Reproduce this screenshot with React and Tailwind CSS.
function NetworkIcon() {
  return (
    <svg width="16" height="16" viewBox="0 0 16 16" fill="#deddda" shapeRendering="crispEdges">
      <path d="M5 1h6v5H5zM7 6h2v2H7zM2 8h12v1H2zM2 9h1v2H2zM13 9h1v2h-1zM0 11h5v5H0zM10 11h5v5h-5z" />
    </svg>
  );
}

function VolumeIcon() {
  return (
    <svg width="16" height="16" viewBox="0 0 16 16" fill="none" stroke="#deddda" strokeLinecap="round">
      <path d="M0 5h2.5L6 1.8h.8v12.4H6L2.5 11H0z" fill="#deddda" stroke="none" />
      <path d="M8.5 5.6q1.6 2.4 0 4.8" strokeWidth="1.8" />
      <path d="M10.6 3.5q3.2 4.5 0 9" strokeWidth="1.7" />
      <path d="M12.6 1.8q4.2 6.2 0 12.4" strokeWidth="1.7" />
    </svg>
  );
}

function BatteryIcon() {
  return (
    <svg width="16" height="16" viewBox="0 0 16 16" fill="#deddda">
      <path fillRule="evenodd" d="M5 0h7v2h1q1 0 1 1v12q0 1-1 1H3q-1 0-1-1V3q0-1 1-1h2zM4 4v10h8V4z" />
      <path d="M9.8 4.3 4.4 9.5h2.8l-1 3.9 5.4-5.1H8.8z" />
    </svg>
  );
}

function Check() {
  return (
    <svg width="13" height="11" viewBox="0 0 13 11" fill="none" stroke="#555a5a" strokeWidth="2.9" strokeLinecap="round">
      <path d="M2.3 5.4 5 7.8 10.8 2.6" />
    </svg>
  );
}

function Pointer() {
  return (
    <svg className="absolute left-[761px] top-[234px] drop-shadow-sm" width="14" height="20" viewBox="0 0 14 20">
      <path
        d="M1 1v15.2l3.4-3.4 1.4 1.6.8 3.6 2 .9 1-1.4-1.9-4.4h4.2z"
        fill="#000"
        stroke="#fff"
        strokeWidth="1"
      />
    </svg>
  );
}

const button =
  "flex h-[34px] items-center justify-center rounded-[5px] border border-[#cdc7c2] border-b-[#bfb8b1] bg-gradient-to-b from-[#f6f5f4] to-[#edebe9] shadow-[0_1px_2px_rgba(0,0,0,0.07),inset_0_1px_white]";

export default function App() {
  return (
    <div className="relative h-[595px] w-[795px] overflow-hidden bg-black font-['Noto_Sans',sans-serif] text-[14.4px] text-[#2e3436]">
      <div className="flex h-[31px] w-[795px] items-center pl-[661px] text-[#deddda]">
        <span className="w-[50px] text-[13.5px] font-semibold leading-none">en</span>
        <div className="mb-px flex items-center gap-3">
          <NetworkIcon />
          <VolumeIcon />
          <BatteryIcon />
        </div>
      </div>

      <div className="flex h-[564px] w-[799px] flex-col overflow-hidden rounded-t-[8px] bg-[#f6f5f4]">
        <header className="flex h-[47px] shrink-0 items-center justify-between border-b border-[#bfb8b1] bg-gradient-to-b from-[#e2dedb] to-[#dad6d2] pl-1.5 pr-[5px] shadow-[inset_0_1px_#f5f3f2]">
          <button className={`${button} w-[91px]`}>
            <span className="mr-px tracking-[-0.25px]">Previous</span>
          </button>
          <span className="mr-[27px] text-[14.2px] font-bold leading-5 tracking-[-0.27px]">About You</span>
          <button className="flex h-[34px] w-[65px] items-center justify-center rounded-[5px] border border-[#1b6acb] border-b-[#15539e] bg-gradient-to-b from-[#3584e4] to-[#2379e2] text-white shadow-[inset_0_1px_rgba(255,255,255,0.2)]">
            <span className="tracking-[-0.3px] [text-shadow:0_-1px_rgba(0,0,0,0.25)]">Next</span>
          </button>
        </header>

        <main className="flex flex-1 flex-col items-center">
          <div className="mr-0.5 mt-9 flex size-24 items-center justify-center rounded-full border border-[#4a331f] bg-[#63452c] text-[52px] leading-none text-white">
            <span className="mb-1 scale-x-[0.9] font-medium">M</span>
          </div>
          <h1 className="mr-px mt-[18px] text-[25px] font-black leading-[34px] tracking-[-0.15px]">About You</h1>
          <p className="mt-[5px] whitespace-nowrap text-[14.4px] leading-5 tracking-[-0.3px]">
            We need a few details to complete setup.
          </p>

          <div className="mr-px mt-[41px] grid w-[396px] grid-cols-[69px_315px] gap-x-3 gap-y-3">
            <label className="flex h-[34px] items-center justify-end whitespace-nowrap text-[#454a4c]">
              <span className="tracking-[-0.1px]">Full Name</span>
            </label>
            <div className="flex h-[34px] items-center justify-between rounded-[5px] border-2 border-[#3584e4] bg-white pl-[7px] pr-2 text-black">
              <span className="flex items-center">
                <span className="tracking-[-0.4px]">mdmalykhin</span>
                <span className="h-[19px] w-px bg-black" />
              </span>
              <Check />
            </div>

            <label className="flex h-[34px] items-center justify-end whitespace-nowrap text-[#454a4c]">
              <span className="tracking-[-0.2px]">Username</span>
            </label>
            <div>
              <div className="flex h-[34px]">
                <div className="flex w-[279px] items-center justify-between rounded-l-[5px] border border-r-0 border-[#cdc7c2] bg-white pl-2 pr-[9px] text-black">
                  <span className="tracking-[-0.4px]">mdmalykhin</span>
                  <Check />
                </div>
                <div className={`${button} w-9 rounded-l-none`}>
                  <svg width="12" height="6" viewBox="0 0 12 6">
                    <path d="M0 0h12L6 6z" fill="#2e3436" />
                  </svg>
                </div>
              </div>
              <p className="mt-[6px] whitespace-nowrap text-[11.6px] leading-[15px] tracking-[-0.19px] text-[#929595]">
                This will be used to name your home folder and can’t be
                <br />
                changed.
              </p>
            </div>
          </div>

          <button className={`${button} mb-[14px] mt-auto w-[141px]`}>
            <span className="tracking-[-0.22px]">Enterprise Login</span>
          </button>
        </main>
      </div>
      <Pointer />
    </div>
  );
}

*Work to do:* Restate the listing above word for word.

*Correct output:*
Reproduce this screenshot with React and Tailwind CSS.
function NetworkIcon() {
  return (
    <svg width="16" height="16" viewBox="0 0 16 16" fill="#deddda" shapeRendering="crispEdges">
      <path d="M5 1h6v5H5zM7 6h2v2H7zM2 8h12v1H2zM2 9h1v2H2zM13 9h1v2h-1zM0 11h5v5H0zM10 11h5v5h-5z" />
    </svg>
  );
}

function VolumeIcon() {
  return (
    <svg width="16" height="16" viewBox="0 0 16 16" fill="none" stroke="#deddda" strokeLinecap="round">
      <path d="M0 5h2.5L6 1.8h.8v12.4H6L2.5 11H0z" fill="#deddda" stroke="none" />
      <path d="M8.5 5.6q1.6 2.4 0 4.8" strokeWidth="1.8" />
      <path d="M10.6 3.5q3.2 4.5 0 9" strokeWidth="1.7" />
      <path d="M12.6 1.8q4.2 6.2 0 12.4" strokeWidth="1.7" />
    </svg>
  );
}

function BatteryIcon() {
  return (
    <svg width="16" height="16" viewBox="0 0 16 16" fill="#deddda">
      <path fillRule="evenodd" d="M5 0h7v2h1q1 0 1 1v12q0 1-1 1H3q-1 0-1-1V3q0-1 1-1h2zM4 4v10h8V4z" />
      <path d="M9.8 4.3 4.4 9.5h2.8l-1 3.9 5.4-5.1H8.8z" />
    </svg>
  );
}

function Check() {
  return (
    <svg width="13" height="11" viewBox="0 0 13 11" fill="none" stroke="#555a5a" strokeWidth="2.9" strokeLinecap="round">
      <path d="M2.3 5.4 5 7.8 10.8 2.6" />
    </svg>
  );
}

function Pointer() {
  return (
    <svg className="absolute left-[761px] top-[234px] drop-shadow-sm" width="14" height="20" viewBox="0 0 14 20">
      <path
        d="M1 1v15.2l3.4-3.4 1.4 1.6.8 3.6 2 .9 1-1.4-1.9-4.4h4.2z"
        fill="#000"
        stroke="#fff"
        strokeWidth="1"
      />
    </svg>
  );
}

const button =
  "flex h-[34px] items-center justify-center rounded-[5px] border border-[#cdc7c2] border-b-[#bfb8b1] bg-gradient-to-b from-[#f6f5f4] to-[#edebe9] shadow-[0_1px_2px_rgba(0,0,0,0.07),inset_0_1px_white]";

export default function App() {
  return (
    <div className="relative h-[595px] w-[795px] overflow-hidden bg-black font-['Noto_Sans',sans-serif] text-[14.4px] text-[#2e3436]">
      <div className="flex h-[31px] w-[795px] items-center pl-[661px] text-[#deddda]">
        <span className="w-[50px] text-[13.5px] font-semibold leading-none">en</span>
        <div className="mb-px flex items-center gap-3">
          <NetworkIcon />
          <VolumeIcon />
          <BatteryIcon />
        </div>
      </div>

      <div className="flex h-[564px] w-[799px] flex-col overflow-hidden rounded-t-[8px] bg-[#f6f5f4]">
        <header className="flex h-[47px] shrink-0 items-center justify-between border-b border-[#bfb8b1] bg-gradient-to-b from-[#e2dedb] to-[#dad6d2] pl-1.5 pr-[5px] shadow-[inset_0_1px_#f5f3f2]">
          <button className={`${button} w-[91px]`}>
            <span className="mr-px tracking-[-0.25px]">Previous</span>
          </button>
          <span className="mr-[27px] text-[14.2px] font-bold leading-5 tracking-[-0.27px]">About You</span>
          <button className="flex h-[34px] w-[65px] items-center justify-center rounded-[5px] border border-[#1b6acb] border-b-[#15539e] bg-gradient-to-b from-[#3584e4] to-[#2379e2] text-white shadow-[inset_0_1px_rgba(255,255,255,0.2)]">
            <span className="tracking-[-0.3px] [text-shadow:0_-1px_rgba(0,0,0,0.25)]">Next</span>
          </button>
        </header>

        <main className="flex flex-1 flex-col items-center">
          <div className="mr-0.5 mt-9 flex size-24 items-center justify-center rounded-full border border-[#4a331f] bg-[#63452c] text-[52px] leading-none text-white">
            <span className="mb-1 scale-x-[0.9] font-medium">M</span>
          </div>
          <h1 className="mr-px mt-[18px] text-[25px] font-black leading-[34px] tracking-[-0.15px]">About You</h1>
          <p className="mt-[5px] whitespace-nowrap text-[14.4px] leading-5 tracking-[-0.3px]">
            We need a few details to complete setup.
          </p>

          <div className="mr-px mt-[41px] grid w-[396px] grid-cols-[69px_315px] gap-x-3 gap-y-3">
            <label className="flex h-[34px] items-center justify-end whitespace-nowrap text-[#454a4c]">
              <span className="tracking-[-0.1px]">Full Name</span>
            </label>
            <div className="flex h-[34px] items-center justify-between rounded-[5px] border-2 border-[#3584e4] bg-white pl-[7px] pr-2 text-black">
              <span className="flex items-center">
                <span className="tracking-[-0.4px]">mdmalykhin</span>
                <span className="h-[19px] w-px bg-black" />
              </span>
              <Check />
            </div>

            <label className="flex h-[34px] items-center justify-end whitespace-nowrap text-[#454a4c]">
              <span className="tracking-[-0.2px]">Username</span>
            </label>
            <div>
              <div className="flex h-[34px]">
                <div className="flex w-[279px] items-center justify-between rounded-l-[5px] border border-r-0 border-[#cdc7c2] bg-white pl-2 pr-[9px] text-black">
                  <span className="tracking-[-0.4px]">mdmalykhin</span>
                  <Check />
                </div>
                <div className={`${button} w-9 rounded-l-none`}>
                  <svg width="12" height="6" viewBox="0 0 12 6">
                    <path d="M0 0h12L6 6z" fill="#2e3436" />
                  </svg>
                </div>
              </div>
              <p className="mt-[6px] whitespace-nowrap text-[11.6px] leading-[15px] tracking-[-0.19px] text-[#929595]">
                This will be used to name your home folder and can’t be
                <br />
                changed.
              </p>
            </div>
          </div>

          <button className={`${button} mb-[14px] mt-auto w-[141px]`}>
            <span className="tracking-[-0.22px]">Enterprise Login</span>
          </button>
        </main>
      </div>
      <Pointer />
    </div>
  );
}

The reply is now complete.